Looking at some of the houses, it was obvious that they had been abandoned for a long time. It was gathered that many of the people who own the houses consistently contribute meaningfully towards community development through their relations, especially in the area of church building, road rehabilitation, market construction, among other projects.
Take the case of Chief Aloysius Ikegwuonu, popularly called ‘Bishop’ for instance, he started contributing towards the development of Ozubulu many years ago and before he returned home and got involved in community development. Some years ago, he was awarded a chieftaincy title by the community even in his absence due to his contributions towards the development of the community.

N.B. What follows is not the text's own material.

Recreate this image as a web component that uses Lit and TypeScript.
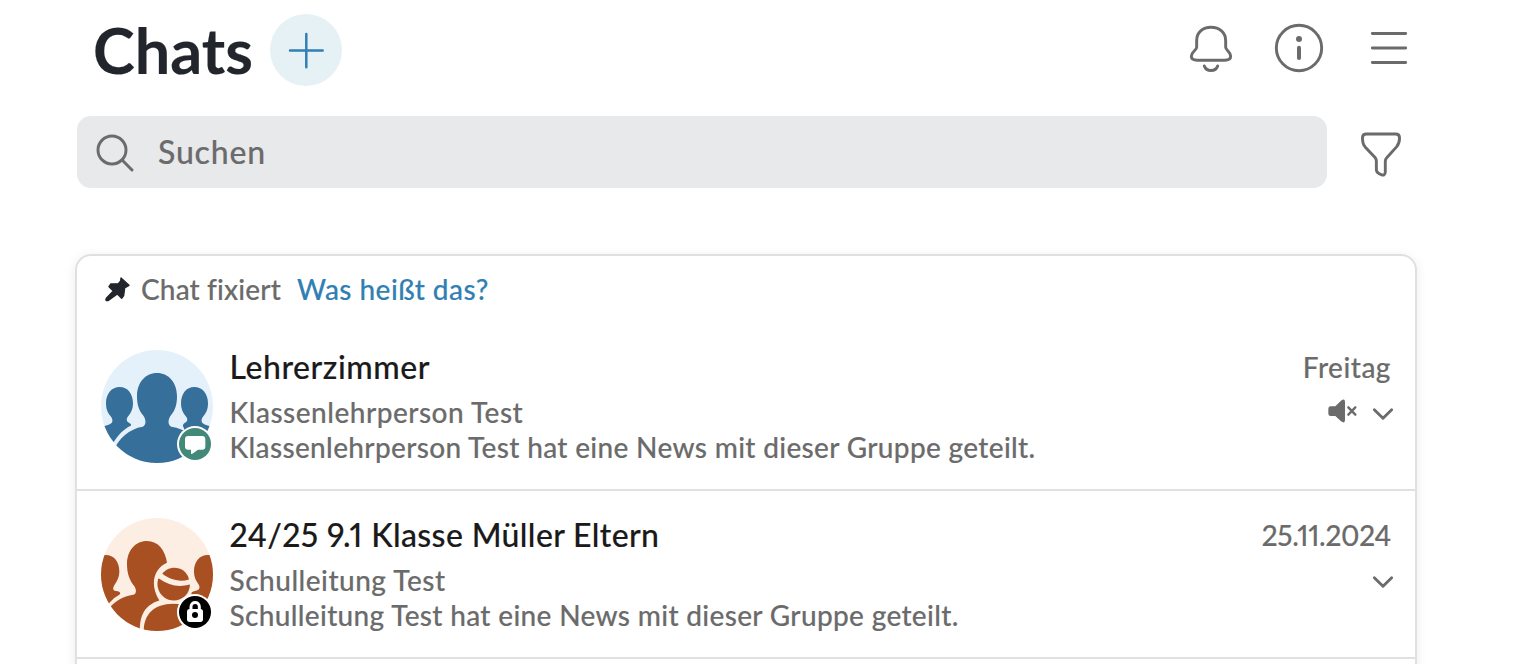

The Monarch of Ozubulu, Igwe Oruche confirmed that the problem started about 10 years ago when ODU, which has a branch in South Africa, wanted to elect a new President- General there. He said:
“This created a major disagreement over who would be their leader in that country and it eventually tore them apart. But the overall President General both in Ozubulu and in Diaspora, Engr. Norbert Anigbogu intervened by inviting the two factions back home for a peaceful resolution of the problem. “When they returned, a traditional oath was prepared for them to take in order to enthrone brotherliness among them and to further quell the rift between the factions, but most of them refused to take the oath on the basis that they are Christians. “At that point, an alternative was made and a Catholic priest was invited to perform the Christian aspect of oath- taking which was done and everyone appreciated it. “But later, the conflict was rekindled by some of them who reneged the agreement made during the oath taking alleged that since I, the traditional ruler, was not present during the exercise, the reconciliation was null, void and improper.”